News of the chilling discovery came as a shock to barber Joel Joslin, who works in a shop in the heart of Elberta.

“Nobody really expects anything like this to happen,” Joslin said as he trimmed a customer’s hair.

“Not around here,” said Iris Busch, the customer.

Jim Barnes, owner of El Berto’s Taqueria, said he couldn’t imagine Kelli committing such a crime.

“She doesn’t seem to fit the profile of a cold-blooded murderer or anything of that nature,” Barnes said. “The community will be sympathetic and understanding and would just never fit her into that profile.”

Joslin, a native of the Frankfort-Elberta area, called the community “tight-knit” and “supportive” -- local fundraising efforts this year generated thousands of dollars to help the Stapletons send Issy to the Great Lakes Center for Autism Treatment and Research.

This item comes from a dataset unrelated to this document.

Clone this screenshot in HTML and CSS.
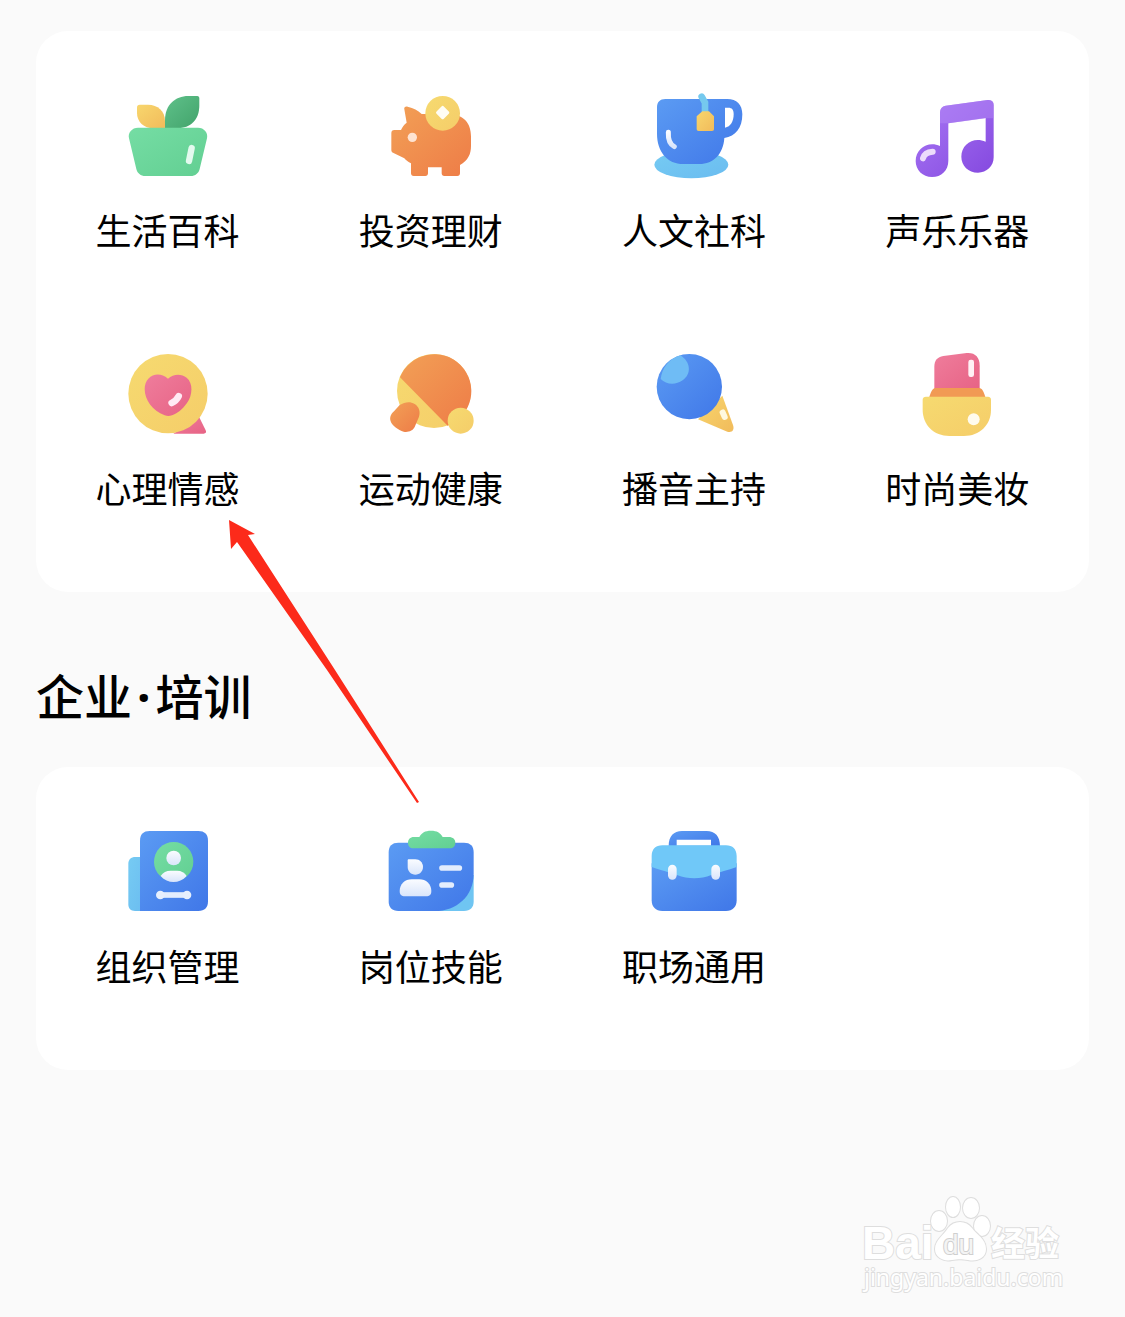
FILE: index.html
```html
<!DOCTYPE html>
<html lang="zh-CN">
  <head>
    <meta charset="utf-8">
    <meta name="viewport" content="width=device-width, initial-scale=1">
    <title>企业·培训</title>
    <link rel="stylesheet" href="styles.css">
  </head>
  <body>
    <svg class="defs" width="0" height="0" aria-hidden="true">
      <defs>
        <linearGradient id="blue" x1="0" y1="0" x2="1" y2="1"><stop offset="0" stop-color="#5b9bf3"/><stop offset="1" stop-color="#4077e8"/></linearGradient>
        <linearGradient id="sky" x1="0" y1="0" x2="1" y2="1"><stop offset="0" stop-color="#76cbf3"/><stop offset="1" stop-color="#6abcf0"/></linearGradient>
        <linearGradient id="green" x1="0" y1="0" x2="1" y2="1"><stop offset="0" stop-color="#75dda4"/><stop offset="1" stop-color="#62cf92"/></linearGradient>
        <linearGradient id="leaf" x1="0" y1="0" x2="1" y2="1"><stop offset="0" stop-color="#5fc18a"/><stop offset="1" stop-color="#42a36b"/></linearGradient>
        <linearGradient id="orange" x1="0" y1="0" x2="1" y2="1"><stop offset="0" stop-color="#f2a056"/><stop offset="1" stop-color="#ee7c47"/></linearGradient>
        <linearGradient id="yellow" x1="0" y1="0" x2="1" y2="1"><stop offset="0" stop-color="#f6da70"/><stop offset="1" stop-color="#f5cd69"/></linearGradient>
        <linearGradient id="amber" x1="0" y1="0" x2="1" y2="1"><stop offset="0" stop-color="#f8d66d"/><stop offset="1" stop-color="#f1bb5b"/></linearGradient>
        <linearGradient id="pink" x1="0" y1="0" x2="1" y2="1"><stop offset="0" stop-color="#ef7d9c"/><stop offset="1" stop-color="#e76385"/></linearGradient>
        <linearGradient id="purple" x1="0" y1="0" x2="1" y2="1"><stop offset="0" stop-color="#a978f5"/><stop offset="1" stop-color="#8448df"/></linearGradient>
        <linearGradient id="shine" x1="0" y1="0" x2="0" y2="1"><stop offset="0" stop-color="#fafcff"/><stop offset="1" stop-color="#d9e5fb"/></linearGradient>
      </defs>
    </svg>

    <main class="page">
      <nav class="card">
        <a class="item" href="#life">
          <svg class="icon" viewBox="-6 0 360 330" aria-hidden="true">
            <path fill="url(#amber)" d="M89 74h25c29 0 51 19 51 49v22h-34c-30 0-50-20-50-46V82c0-5 3-8 8-8z"/>
            <path fill="url(#leaf)" d="M165 145v-25c0-45 30-72 70-72h27c4 0 6 3 6 7v21c0 43-25 69-67 69z"/>
            <path fill="url(#green)" d="M84 143h180c18 0 31 15 27 32l-22 92c-3 13-13 21-27 21H106c-14 0-24-8-27-21l-22-92c-4-17 9-32 27-32z"/>
            <path stroke="#e4faef" stroke-width="19" stroke-linecap="round" d="M245 204l-8 39"/>
          </svg>
          <span class="label">生活百科</span>
        </a>
        <a class="item" href="#finance">
          <svg class="icon" viewBox="-12 0 360 330" aria-hidden="true">
            <path fill="url(#orange)" d="M88 88c-2-6 4-10 10-8 18 4 30 10 42 22h80c44 0 68 26 68 67v29c0 25-9 43-33 57v25c0 5-3 8-8 8h-39c-5 0-8-3-8-8v-18h-41v18c0 5-3 8-8 8h-35c-5 0-8-3-8-8v-30c-8-4-15-9-20-15l-34-17c-4-2-5-5-5-9v-50c0-6 3-9 9-9h20c4-9 9-16 17-22z"/>
            <circle cx="203" cy="100" r="52" fill="url(#yellow)"/>
            <rect x="188" y="82" width="31" height="31" rx="5" fill="#fffdf4" transform="rotate(45 203 97)"/>
            <circle cx="112" cy="172" r="14" fill="#fee3d1"/>
          </svg>
          <span class="label">投资理财</span>
        </a>
        <a class="item" href="#humanities">
          <svg class="icon" viewBox="-18 0 360 330" aria-hidden="true">
            <ellipse cx="154" cy="254" rx="111" ry="41" fill="url(#sky)"/>
            <path fill="url(#blue)" fill-rule="evenodd" d="M76 57h186c28 0 45 17 45 46 0 40-20 67-54 71-3 48-32 78-75 78h-48c-48 0-79-37-79-91V82c0-16 9-25 25-25zm179 26v60c17-3 26-19 26-41 0-13-5-19-16-19z"/>
            <path stroke="#75c9ee" stroke-width="20" stroke-linecap="round" fill="none" d="M185 50l10 18v35"/>
            <path fill="url(#amber)" d="M187 94h20l15 15v38c0 4-2 6-6 6h-40c-4 0-6-2-6-6v-38z"/>
            <path stroke="url(#shine)" stroke-width="15" stroke-linecap="round" fill="none" d="M85 157c-1 21 5 36 18 43"/>
          </svg>
          <span class="label">人文社科</span>
        </a>
        <a class="item" href="#music">
          <svg class="icon" viewBox="-9 0 360 330" aria-hidden="true">
            <path fill="url(#purple)" d="M120 97c0-11 6-18 17-20l126-17c12-2 18 5 18 15v157c0 27-21 46-47 46-29 0-50-21-50-48 0-38 37-61 73-45v-71l-112 16v112c0 29-21 49-49 49s-49-21-49-48c0-37 37-61 73-45z"/>
            <path fill="#b487f5" d="M120 97c0-11 6-18 17-20l126-17c12-2 18 5 18 15v40h-24l-112 15h-25z" opacity=".5"/>
            <path stroke="#eddcfb" stroke-width="18" stroke-linecap="round" fill="none" d="M69 235c3-12 12-19 29-20"/>
          </svg>
          <span class="label">声乐乐器</span>
        </a>
        <a class="item" href="#psychology">
          <svg class="icon" viewBox="-6 -6 360 330" aria-hidden="true">
            <path fill="url(#pink)" d="M267 230l20 41c3 6 0 10-6 10h-91z"/>
            <circle cx="174" cy="161" r="119" fill="url(#yellow)"/>
            <path fill="url(#pink)" d="M174 116c16-15 40-16 56-3 20 16 18 53 1 76-14 20-29 31-45 37-8 3-14 3-22 0-37-15-60-46-60-79 0-38 39-58 70-31z"/>
            <path stroke="#ffeaf4" stroke-width="20" stroke-linecap="round" fill="none" d="M185 189c9-4 16-10 21-20"/>
          </svg>
          <span class="label">心理情感</span>
        </a>
        <a class="item" href="#sport">
          <svg class="icon" viewBox="-12 -6 360 330" aria-hidden="true">
            <circle cx="177" cy="153" r="111" fill="url(#yellow)"/>
            <path fill="url(#orange)" d="M75 112a111 111 0 1 1 143 145z"/>
            <path fill="url(#orange)" d="M74 195c15-9 31-12 45-3 13 8 18 23 13 38l-13 31c-5 11-20 17-33 14-16-4-35-18-39-31-4-11 1-23 10-30z"/>
            <circle cx="257" cy="242" r="39" fill="url(#yellow)"/>
          </svg>
          <span class="label">运动健康</span>
        </a>
        <a class="item" href="#broadcast">
          <svg class="icon" viewBox="-18 -6 360 330" aria-hidden="true">
            <path fill="url(#amber)" d="M247 167l32 88c5 15-3 24-17 20l-88-37z"/>
            <circle cx="148" cy="140" r="98" fill="url(#blue)"/>
            <path fill="#6fbcf5" d="M121 46c31 19 35 56 7 75-22 15-49 13-66-4 4-33 25-61 59-71z"/>
            <rect x="242" y="208" width="18" height="32" rx="8" fill="#fff9df" transform="rotate(-24 251 224)"/>
          </svg>
          <span class="label">播音主持</span>
        </a>
        <a class="item" href="#beauty">
          <svg class="icon" viewBox="-9 -6 360 330" aria-hidden="true">
            <path fill="url(#pink)" d="M103 80c0-19 9-29 27-32l70-9c25-2 39 12 39 38v72H103z"/>
            <path fill="#f19a54" d="M106 144h132c8 1 12 8 18 27H88c5-18 10-25 18-27z"/>
            <path fill="url(#yellow)" d="M78 170h186c6 0 9 4 9 9v31c0 45-35 78-81 78h-44c-47 0-80-34-80-78v-31c0-6 4-9 10-9z"/>
            <rect x="205" y="59" width="17" height="52" rx="7" fill="#fff1f5"/>
            <circle cx="221" cy="238" r="18" fill="#fffbed"/>
          </svg>
          <span class="label">时尚美妆</span>
        </a>
      </nav>

      <h2 class="title">企业<span class="dot">·</span>培训</h2>

      <nav class="card">
        <a class="item" href="#organization">
          <svg class="icon" viewBox="-6 3 360 330" aria-hidden="true">
            <path fill="url(#sky)" d="M76 126h30v162H75c-13 0-20-7-20-20V147c0-14 8-21 21-21z"/>
            <path fill="url(#blue)" d="M119 48h146c19 0 29 10 29 29v182c0 19-10 29-29 29H90V77c0-19 10-29 29-29z"/>
            <circle cx="191" cy="140" r="59" fill="url(#green)"/>
            <circle cx="191" cy="129" r="22" fill="url(#shine)"/>
            <path fill="url(#shine)" d="M152 183c7-11 17-16 30-16h19c13 0 23 6 29 16-22 24-57 24-78 0z"/>
            <path stroke="#e3edfd" stroke-width="17" d="M149 240h84"/>
            <circle cx="151" cy="240" r="13" fill="#e6effd"/>
            <circle cx="231" cy="240" r="13" fill="#e6effd"/>
          </svg>
          <span class="label">组织管理</span>
        </a>
        <a class="item" href="#skills">
          <svg class="icon" viewBox="-12 3 360 330" aria-hidden="true">
            <path fill="#6fc5f2" d="M180 180h116v79c0 19-10 29-29 29h-87z"/>
            <path fill="url(#blue)" d="M70 83h197c19 0 29 10 29 29v64c0 67-51 112-117 112H70c-19 0-29-10-29-29V112c0-19 10-29 29-29z"/>
            <path fill="url(#green)" d="M116 66h17c7-13 17-19 35-19s28 6 35 19h18c13 0 20 7 20 17s-6 17-17 17H115c-10 0-16-7-16-17s7-17 17-17z"/>
            <path fill="url(#shine)" d="M102 133h19c13 0 23 10 23 23s-10 23-23 23-23-10-23-23v-18c0-4 1-5 4-5z"/>
            <path fill="url(#shine)" d="M110 193h23c20 0 36 14 36 35 0 11-5 16-16 16H90c-11 0-16-5-16-16 0-21 16-35 36-35z"/>
            <path stroke="#e3edfd" stroke-width="17" stroke-linecap="round" d="M201 159h52M201 210h28"/>
          </svg>
          <span class="label">岗位技能</span>
        </a>
        <a class="item" href="#workplace">
          <svg class="icon" viewBox="-18 3 360 330" aria-hidden="true">
            <path fill="url(#blue)" fill-rule="evenodd" d="M126 48h74c25 0 40 15 40 46H86c0-31 15-46 40-46zm-16 26v18h103V74z"/>
            <path fill="url(#blue)" d="M35 145h255v111c0 20-12 32-32 32H67c-20 0-32-12-32-32z"/>
            <path fill="#70c8f8" d="M67 91h191c20 0 32 12 32 32v33c-27 10-50 15-76 24-33 13-69 13-103 0-26-9-49-14-76-24v-33c0-20 12-32 32-32z"/>
            <rect x="84" y="149" width="26" height="45" rx="13" fill="url(#shine)"/>
            <rect x="214" y="149" width="26" height="45" rx="13" fill="url(#shine)"/>
          </svg>
          <span class="label">职场通用</span>
        </a>
      </nav>

      <!-- pointer to 心理情感 -->
      <svg class="arrow" viewBox="0 0 200 290" aria-hidden="true">
        <path fill="#fc2a1a" d="M4 5l26 14-7 1 87 135 84 132-2 1L102 155 12 27l-6 7z"/>
      </svg>
    </main>

    <footer class="footer">
      <svg class="watermark" viewBox="0 0 230 130" role="img" aria-label="Baidu 经验">
        <g class="mark">
          <text class="brand" x="12" y="79">Bai</text>
          <ellipse cx="89" cy="41" rx="8" ry="10"/>
          <ellipse cx="103" cy="27" rx="7" ry="10"/>
          <ellipse cx="121" cy="28" rx="8" ry="10"/>
          <ellipse cx="132" cy="46" rx="8" ry="10"/>
          <path d="M98 48c6-8 18-8 24 0 4 6 14 11 14 21 0 9-9 13-18 11-6-1-10-1-16 0-9 2-17-3-17-11 0-9 9-14 13-21z"/>
          <text class="du" x="93" y="74">du</text>
          <text class="cjk" x="141" y="76">经验</text>
          <text class="site" x="14" y="106">jingyan.baidu.com</text>
        </g>
      </svg>
    </footer>
  </body>
</html>
```
FILE: styles.css
```css
* {
  box-sizing: border-box;
}
body {
  margin: 0;
  background-color: #fafafa;
  color: #000;
  font-family: "Noto Sans CJK SC", sans-serif;
}
.defs {
  position: absolute;
}
.page {
  position: relative;
  padding: 31px 36px 0;
}
.card {
  display: grid;
  grid-template-columns: repeat(4, 1fr);
  row-gap: 84px;
  padding: 49px 0 80px;
  background-color: #fff;
  border-radius: 32px;
}
.item {
  display: flex;
  flex-direction: column;
  align-items: center;
  gap: 14px;
  color: inherit;
  text-decoration: none;
}
.icon {
  width: 120px;
  height: 110px;
  fill: none;
}
.label {
  font-size: 36px;
  line-height: 50px;
  white-space: nowrap;
}
.title {
  margin: 70px 0 41px;
  font-size: 48px;
  font-weight: 500;
  line-height: 64px;
}
.dot {
  padding: 0 5px;
  font-family: "Noto Sans", sans-serif;
  font-weight: bold;
  line-height: 1;
}
/* drawn over both cards */
.arrow {
  position: absolute;
  top: 515px;
  left: 225px;
  width: 200px;
  height: 290px;
  pointer-events: none;
}
.footer {
  display: flex;
  justify-content: flex-end;
  padding: 110px 45px 0;
}
.watermark {
  width: 230px;
  height: 130px;
}
.mark {
  fill: #fff;
  stroke: #dedede;
  stroke-width: 2px;
  paint-order: stroke;
  font-family: "Liberation Sans", sans-serif;
}
.brand {
  font-size: 46px;
  font-weight: bold;
}
.du {
  font-size: 28px;
  fill: #f4f4f4;
  stroke: #cfcfcf;
}
.cjk {
  font-family: "Noto Sans CJK SC", sans-serif;
  font-size: 34px;
  font-weight: bold;
}
.site {
  font-family: "Noto Sans", sans-serif;
  font-size: 23px;
}
```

Joslin, Votruba and others said the community will again lend help and support to the Stapletons. Friends of the family on Thursday already began to coordinate efforts to provide them with meals and help with chores.

“There’s been an outpouring of people wanting to help any way they can,” said Tom Stobie, superintendent of Frankfort-Elberta Area Schools, where Matt Stapleton has worked for about 14 years. “We appreciate that and the family appreciates that.”